[Start COLLECTED MATERIAL]
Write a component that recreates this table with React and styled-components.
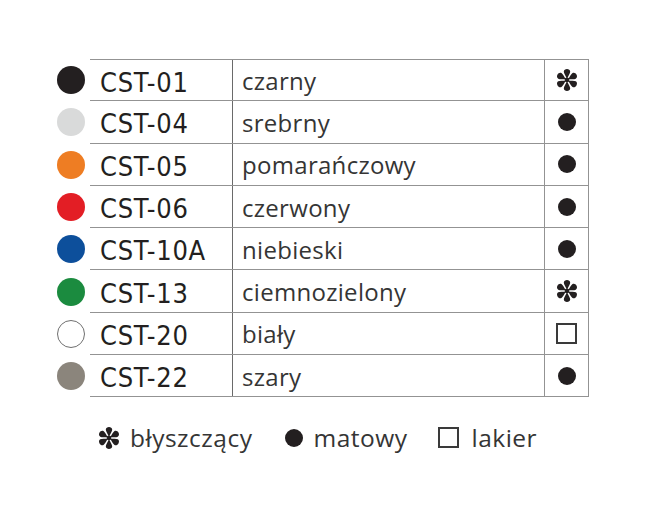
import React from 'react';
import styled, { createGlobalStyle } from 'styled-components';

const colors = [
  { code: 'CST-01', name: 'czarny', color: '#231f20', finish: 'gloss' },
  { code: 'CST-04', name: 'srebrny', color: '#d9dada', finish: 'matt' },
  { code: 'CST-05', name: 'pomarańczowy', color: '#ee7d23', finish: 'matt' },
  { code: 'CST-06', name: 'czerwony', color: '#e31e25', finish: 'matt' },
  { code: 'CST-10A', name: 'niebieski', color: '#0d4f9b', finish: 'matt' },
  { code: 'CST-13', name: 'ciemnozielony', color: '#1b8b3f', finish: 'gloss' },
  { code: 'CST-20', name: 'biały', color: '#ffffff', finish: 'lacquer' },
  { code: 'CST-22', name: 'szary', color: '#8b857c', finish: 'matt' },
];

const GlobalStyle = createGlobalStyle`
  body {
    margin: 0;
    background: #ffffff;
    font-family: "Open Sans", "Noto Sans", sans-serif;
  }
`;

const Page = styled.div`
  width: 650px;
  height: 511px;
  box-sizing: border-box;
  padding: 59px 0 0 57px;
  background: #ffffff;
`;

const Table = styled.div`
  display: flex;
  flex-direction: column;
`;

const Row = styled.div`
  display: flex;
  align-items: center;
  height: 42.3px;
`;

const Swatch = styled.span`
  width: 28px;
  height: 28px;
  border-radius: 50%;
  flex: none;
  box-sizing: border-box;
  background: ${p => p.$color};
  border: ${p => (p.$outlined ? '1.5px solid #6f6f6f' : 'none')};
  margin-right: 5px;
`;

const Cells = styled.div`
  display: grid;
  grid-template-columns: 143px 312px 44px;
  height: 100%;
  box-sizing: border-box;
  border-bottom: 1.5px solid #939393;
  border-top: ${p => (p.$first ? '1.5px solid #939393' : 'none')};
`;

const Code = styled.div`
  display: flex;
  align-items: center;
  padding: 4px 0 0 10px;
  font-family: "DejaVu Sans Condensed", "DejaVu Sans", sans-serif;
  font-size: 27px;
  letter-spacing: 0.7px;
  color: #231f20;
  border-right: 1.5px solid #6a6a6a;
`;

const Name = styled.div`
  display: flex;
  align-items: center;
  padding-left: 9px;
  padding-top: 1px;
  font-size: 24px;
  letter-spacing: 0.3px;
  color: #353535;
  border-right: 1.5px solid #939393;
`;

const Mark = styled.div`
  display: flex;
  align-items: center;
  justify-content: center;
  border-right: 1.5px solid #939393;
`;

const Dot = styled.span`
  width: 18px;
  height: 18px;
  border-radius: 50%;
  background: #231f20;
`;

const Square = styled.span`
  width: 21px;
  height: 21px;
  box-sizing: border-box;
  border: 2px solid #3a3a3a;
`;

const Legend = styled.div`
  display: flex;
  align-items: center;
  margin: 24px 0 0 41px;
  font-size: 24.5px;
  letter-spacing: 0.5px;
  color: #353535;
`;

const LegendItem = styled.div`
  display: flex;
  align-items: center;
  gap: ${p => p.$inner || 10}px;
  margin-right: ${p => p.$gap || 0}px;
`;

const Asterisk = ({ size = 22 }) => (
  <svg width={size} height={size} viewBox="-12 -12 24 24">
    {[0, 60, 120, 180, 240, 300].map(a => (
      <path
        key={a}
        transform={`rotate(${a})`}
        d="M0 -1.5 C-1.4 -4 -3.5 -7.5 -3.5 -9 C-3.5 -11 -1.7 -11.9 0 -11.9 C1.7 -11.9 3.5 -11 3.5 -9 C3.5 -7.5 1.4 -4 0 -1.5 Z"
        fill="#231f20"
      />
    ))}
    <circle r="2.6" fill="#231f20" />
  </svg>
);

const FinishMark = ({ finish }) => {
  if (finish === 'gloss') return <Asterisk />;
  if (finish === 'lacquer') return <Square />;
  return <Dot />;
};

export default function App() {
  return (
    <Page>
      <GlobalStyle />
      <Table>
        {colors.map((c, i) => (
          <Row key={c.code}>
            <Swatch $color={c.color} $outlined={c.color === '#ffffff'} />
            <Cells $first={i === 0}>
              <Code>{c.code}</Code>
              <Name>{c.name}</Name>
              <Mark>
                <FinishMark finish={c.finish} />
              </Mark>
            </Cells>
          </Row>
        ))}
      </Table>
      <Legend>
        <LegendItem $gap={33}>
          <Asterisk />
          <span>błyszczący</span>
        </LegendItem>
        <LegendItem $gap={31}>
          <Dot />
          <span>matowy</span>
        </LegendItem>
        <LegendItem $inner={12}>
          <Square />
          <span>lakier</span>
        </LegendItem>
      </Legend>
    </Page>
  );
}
[End COLLECTED MATERIAL]
GOAL:
All the lines above are to be given again exactly as they read, with the pictures removed.

REPLY TO THE EXERCISE:
Write a component that recreates this table with React and styled-components.
import React from 'react';
import styled, { createGlobalStyle } from 'styled-components';

const colors = [
  { code: 'CST-01', name: 'czarny', color: '#231f20', finish: 'gloss' },
  { code: 'CST-04', name: 'srebrny', color: '#d9dada', finish: 'matt' },
  { code: 'CST-05', name: 'pomarańczowy', color: '#ee7d23', finish: 'matt' },
  { code: 'CST-06', name: 'czerwony', color: '#e31e25', finish: 'matt' },
  { code: 'CST-10A', name: 'niebieski', color: '#0d4f9b', finish: 'matt' },
  { code: 'CST-13', name: 'ciemnozielony', color: '#1b8b3f', finish: 'gloss' },
  { code: 'CST-20', name: 'biały', color: '#ffffff', finish: 'lacquer' },
  { code: 'CST-22', name: 'szary', color: '#8b857c', finish: 'matt' },
];

const GlobalStyle = createGlobalStyle`
  body {
    margin: 0;
    background: #ffffff;
    font-family: "Open Sans", "Noto Sans", sans-serif;
  }
`;

const Page = styled.div`
  width: 650px;
  height: 511px;
  box-sizing: border-box;
  padding: 59px 0 0 57px;
  background: #ffffff;
`;

const Table = styled.div`
  display: flex;
  flex-direction: column;
`;

const Row = styled.div`
  display: flex;
  align-items: center;
  height: 42.3px;
`;

const Swatch = styled.span`
  width: 28px;
  height: 28px;
  border-radius: 50%;
  flex: none;
  box-sizing: border-box;
  background: ${p => p.$color};
  border: ${p => (p.$outlined ? '1.5px solid #6f6f6f' : 'none')};
  margin-right: 5px;
`;

const Cells = styled.div`
  display: grid;
  grid-template-columns: 143px 312px 44px;
  height: 100%;
  box-sizing: border-box;
  border-bottom: 1.5px solid #939393;
  border-top: ${p => (p.$first ? '1.5px solid #939393' : 'none')};
`;

const Code = styled.div`
  display: flex;
  align-items: center;
  padding: 4px 0 0 10px;
  font-family: "DejaVu Sans Condensed", "DejaVu Sans", sans-serif;
  font-size: 27px;
  letter-spacing: 0.7px;
  color: #231f20;
  border-right: 1.5px solid #6a6a6a;
`;

const Name = styled.div`
  display: flex;
  align-items: center;
  padding-left: 9px;
  padding-top: 1px;
  font-size: 24px;
  letter-spacing: 0.3px;
  color: #353535;
  border-right: 1.5px solid #939393;
`;

const Mark = styled.div`
  display: flex;
  align-items: center;
  justify-content: center;
  border-right: 1.5px solid #939393;
`;

const Dot = styled.span`
  width: 18px;
  height: 18px;
  border-radius: 50%;
  background: #231f20;
`;

const Square = styled.span`
  width: 21px;
  height: 21px;
  box-sizing: border-box;
  border: 2px solid #3a3a3a;
`;

const Legend = styled.div`
  display: flex;
  align-items: center;
  margin: 24px 0 0 41px;
  font-size: 24.5px;
  letter-spacing: 0.5px;
  color: #353535;
`;

const LegendItem = styled.div`
  display: flex;
  align-items: center;
  gap: ${p => p.$inner || 10}px;
  margin-right: ${p => p.$gap || 0}px;
`;

const Asterisk = ({ size = 22 }) => (
  <svg width={size} height={size} viewBox="-12 -12 24 24">
    {[0, 60, 120, 180, 240, 300].map(a => (
      <path
        key={a}
        transform={`rotate(${a})`}
        d="M0 -1.5 C-1.4 -4 -3.5 -7.5 -3.5 -9 C-3.5 -11 -1.7 -11.9 0 -11.9 C1.7 -11.9 3.5 -11 3.5 -9 C3.5 -7.5 1.4 -4 0 -1.5 Z"
        fill="#231f20"
      />
    ))}
    <circle r="2.6" fill="#231f20" />
  </svg>
);

const FinishMark = ({ finish }) => {
  if (finish === 'gloss') return <Asterisk />;
  if (finish === 'lacquer') return <Square />;
  return <Dot />;
};

export default function App() {
  return (
    <Page>
      <GlobalStyle />
      <Table>
        {colors.map((c, i) => (
          <Row key={c.code}>
            <Swatch $color={c.color} $outlined={c.color === '#ffffff'} />
            <Cells $first={i === 0}>
              <Code>{c.code}</Code>
              <Name>{c.name}</Name>
              <Mark>
                <FinishMark finish={c.finish} />
              </Mark>
            </Cells>
          </Row>
        ))}
      </Table>
      <Legend>
        <LegendItem $gap={33}>
          <Asterisk />
          <span>błyszczący</span>
        </LegendItem>
        <LegendItem $gap={31}>
          <Dot />
          <span>matowy</span>
        </LegendItem>
        <LegendItem $inner={12}>
          <Square />
          <span>lakier</span>
        </LegendItem>
      </Legend>
    </Page>
  );
}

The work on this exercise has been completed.